Incredibly, Moore even blames the problems of crime, bad schools, poverty, and governmental corruption in Washington, D.C. on "C-A-P-I-T-A-L-I-S-M." But Washington, D.C., like Indian reservations, is an island of socialism in a sea of capitalism. Its government-run schools are among the nation’s worst; it is one of the highest-tax jurisdictions in America; has the largest number of local governmental bureaucrats of any city of comparable size; its police are notoriously ineffective and corrupt; and to D.C. residents the notion of "public service" is a cruel joke. This is all the result of government failure in a city that worships government.

The Nike Corporation comes in for especially harsh condemnation for paying factory workers in Indonesia less than what factory workers in the U.S. are paid. Moore advocates wage equalization, as do American labor unions, supposedly in the name of helping the poor, "exploited" Indonesian factory workers. In reality, as opposed to Michael Moore’s world, these workers 1) are paid more than they could make anywhere else in Indonesia; otherwise they wouldn’t work for Nike; and 2) Forcing up higher wages to anywhere near U.S. levels would cause Nike to close up shop in Indonesia and lay off all of these workers, many of whom would face the alternatives of grinding poverty and a life of theft, prostitution, or worse.

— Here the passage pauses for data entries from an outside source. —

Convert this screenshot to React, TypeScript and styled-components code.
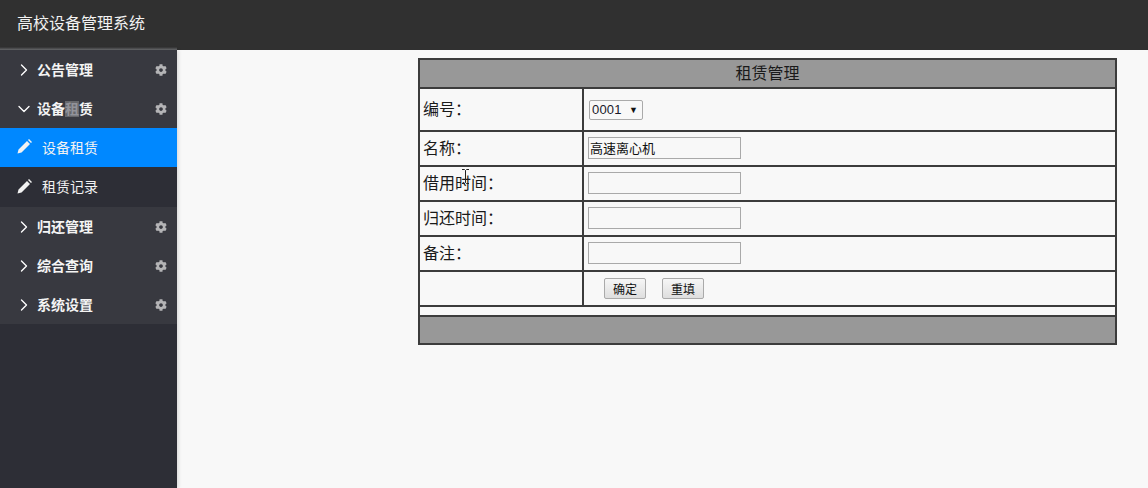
import styled, { createGlobalStyle } from "styled-components";
import { ChevronDown, ChevronRight } from "lucide-react";
import { FaCog } from "react-icons/fa";

const GlobalStyle = createGlobalStyle`
  * { box-sizing: border-box; }
  html, body { margin: 0; padding: 0; height: 100%; background: #f8f8f8; }
  body { font-family: "Liberation Sans", "Noto Sans CJK SC", sans-serif; }
`;

const menus = [
  { title: "公告管理" },
  { title: "设备租赁", open: true, subs: [{ title: "设备租赁", active: true }, { title: "租赁记录" }] },
  { title: "归还管理" },
  { title: "综合查询" },
  { title: "系统设置" },
];

export default function App() {
  return (
    <Page>
      <GlobalStyle />
      <Header>高校设备管理系统</Header>
      <Body>
        <Sidebar>
          {menus.map((m) => (
            <div key={m.title}>
              <MenuRow>
                <Arrow>
                  {m.open ? (
                    <ChevronDown size={20} strokeWidth={1.6} />
                  ) : (
                    <ChevronRight size={20} strokeWidth={1.6} />
                  )}
                </Arrow>
                <MenuTitle>
                  {m.open ? (
                    <>
                      设备<Marked>租</Marked>赁
                    </>
                  ) : (
                    m.title
                  )}
                </MenuTitle>
                <Gear>
                  <FaCog size={12} />
                </Gear>
              </MenuRow>
              {m.subs?.map((s) => (
                <SubRow key={s.title} $active={s.active}>
                  <svg width="15" height="15" viewBox="0 0 15 15">
                    <path d="M.5 14.5l1-4L10 2l3 3-8.5 8.5z M11 1l1-1 3 3-1 1z" fill="currentColor" />
                  </svg>
                  <span>{s.title}</span>
                </SubRow>
              ))}
            </div>
          ))}
        </Sidebar>
        <Main>
          <FormTable>
            <colgroup>
              <col width={164} />
              <col />
            </colgroup>
            <tbody>
              <tr>
                <TitleCell colSpan={2}>租赁管理</TitleCell>
              </tr>
              <Row $h={43}>
                <LabelCell>编号：</LabelCell>
                <td>
                  <SelectWrap>
                    <Select defaultValue="0001">
                      <option>0001</option>
                    </Select>
                    <SelectArrow>▼</SelectArrow>
                  </SelectWrap>
                </td>
              </Row>
              <Row $h={35}>
                <LabelCell>名称：</LabelCell>
                <td>
                  <TextInput defaultValue="高速离心机" />
                </td>
              </Row>
              <Row $h={35}>
                <LabelCell>
                  借用时间：
                  <Cursor width="9" height="15" viewBox="0 0 9 15">
                    <path d="M1 .5h2.5l1 1 1-1H8M4.5 1.5v12M1 14.5h2.5l1-1 1 1H8" fill="none" stroke="#222" />
                  </Cursor>
                </LabelCell>
                <td>
                  <TextInput />
                </td>
              </Row>
              <Row $h={35}>
                <LabelCell>归还时间：</LabelCell>
                <td>
                  <TextInput />
                </td>
              </Row>
              <Row $h={35}>
                <LabelCell>备注：</LabelCell>
                <td>
                  <TextInput />
                </td>
              </Row>
              <Row $h={35}>
                <LabelCell />
                <td>
                  <Buttons>
                    <FormButton type="button">确定</FormButton>
                    <FormButton type="button">重填</FormButton>
                  </Buttons>
                </td>
              </Row>
              <Row $h={10}>
                <td colSpan={2} />
              </Row>
              <tr>
                <FootCell colSpan={2} />
              </tr>
            </tbody>
          </FormTable>
        </Main>
      </Body>
    </Page>
  );
}

const Page = styled.div`
  width: 1148px;
  height: 488px;
  overflow: hidden;
  display: flex;
  flex-direction: column;
`;

const Header = styled.header`
  height: 50px;
  flex: none;
  background: #303030;
  color: #f2f2f2;
  font-size: 16px;
  line-height: 47px;
  padding-left: 17px;
`;

const Body = styled.div`
  flex: 1;
  display: flex;
  min-height: 0;
`;

const Sidebar = styled.aside`
  position: relative;
  width: 177px;
  flex: none;
  background: #2d2e36;
  box-shadow: 1px 0 4px rgba(0, 0, 0, 0.15);

  &::before {
    content: "";
    position: absolute;
    left: 0;
    right: 0;
    top: -3px;
    height: 3px;
    background: linear-gradient(#303030, #66676a);
  }
`;

const MenuRow = styled.div`
  height: 39px;
  display: flex;
  align-items: center;
  background: #383940;
  color: #f4f4f4;
  padding: 0 10px 0 14px;
`;

const Arrow = styled.span`
  width: 23px;
  display: flex;
  align-items: center;
  color: #fff;
`;

const MenuTitle = styled.span`
  flex: 1;
  font-size: 14px;
  font-weight: 700;
  padding-bottom: 2px;
`;

const Marked = styled.span`
  background: #66676b;
  color: #92939a;
`;

const Gear = styled.span`
  display: flex;
  color: #b4b4b6;
`;

const SubRow = styled.div<{ $active?: boolean }>`
  height: ${(p) => (p.$active ? 39 : 40)}px;
  display: flex;
  align-items: center;
  gap: 10px;
  padding: 0 0 2px 17px;
  font-size: 14px;
  color: #f2f2f2;
  background: ${(p) => (p.$active ? "#0088ff" : "#2d2e36")};
`;

const Main = styled.main`
  flex: 1;
  padding: 8px 31px 0 241px;
`;

const FormTable = styled.table`
  width: 699px;
  border-collapse: collapse;
  table-layout: fixed;
  border: 2px solid #3c3c3c;
  color: #1a1a1a;
  font-size: 16px;

  td {
    border: 2px solid #3c3c3c;
    padding: 0 0 3px 3px;
  }
`;

const TitleCell = styled.td`
  height: 29px;
  background: #989898;
  text-align: center;
  font-size: 16px;

  && {
    padding: 0 0 3px;
  }
`;

const FootCell = styled.td`
  height: 28px;
  background: #989898;
`;

const Row = styled.tr<{ $h: number }>`
  height: ${(p) => p.$h}px;

  td:only-child {
    padding: 0;
    height: ${(p) => p.$h}px;
    font-size: 1px;
    line-height: 1px;
  }
`;

const LabelCell = styled.td`
  position: relative;
`;

const Cursor = styled.svg`
  position: absolute;
  left: 41px;
  top: 2px;
`;

const SelectWrap = styled.div`
  position: relative;
  width: 54px;
  height: 20px;
  margin: 3px 0 0 2px;
`;

const Select = styled.select`
  appearance: none;
  width: 54px;
  height: 20px;
  padding: 0 0 0 2px;
  background: #f8f8f8;
  border: 1px solid #aaa;
  border-radius: 2px;
  font-family: "Liberation Sans", sans-serif;
  font-size: 13px;
  letter-spacing: 0.2px;
  color: #1a1a2a;
  display: block;
`;

const SelectArrow = styled.span`
  position: absolute;
  right: 5px;
  top: 5px;
  font-size: 9px;
  line-height: 10px;
  color: #111;
  pointer-events: none;
`;

const TextInput = styled.input`
  display: block;
  width: 153px;
  height: 22px;
  margin: 2px 0 0 1px;
  padding: 0 1px 2px;
  background: #f8f8f8;
  border: 1px solid #a9a9a9;
  font-family: "Noto Sans CJK SC", sans-serif;
  font-size: 13px;
  color: #111;
  outline: none;
`;

const Buttons = styled.div`
  display: flex;
  gap: 16px;
  padding: 3px 0 0 17px;
`;

const FormButton = styled.button`
  width: 42px;
  height: 21px;
  padding: 0;
  border: 1px solid #aaa;
  border-radius: 2px;
  background: linear-gradient(#f6f6f6, #dedede);
  font-family: "Noto Sans CJK SC", sans-serif;
  font-size: 12px;
  color: #111;
`;
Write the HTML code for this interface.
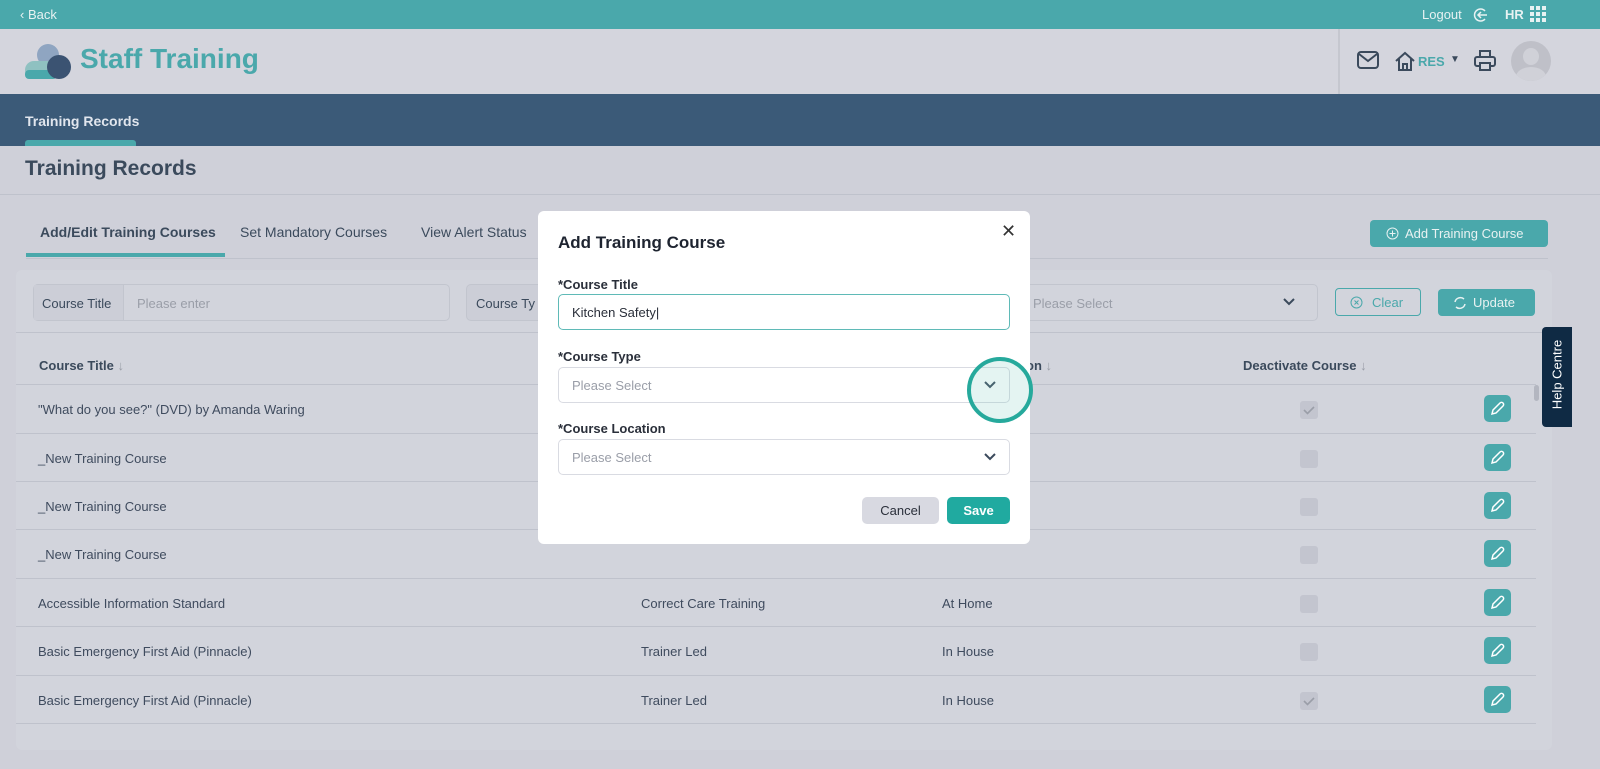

American labor unions are interested in eliminating international competition, not enhancing the welfare of Indonesians. Moore claims to be a champion of "the poor," but once again he advocates a policy that would be unequivocally harmful to the poor (and others).

In the end, after misdiagnosing nearly every social and economic problem that he writes about, incorrectly blaming them on capitalism, Moore proposes bigger and bigger government and higher and higher taxation — socialism — as a sure-fire cure-all for America’s ills. Talk about Stupid White Men.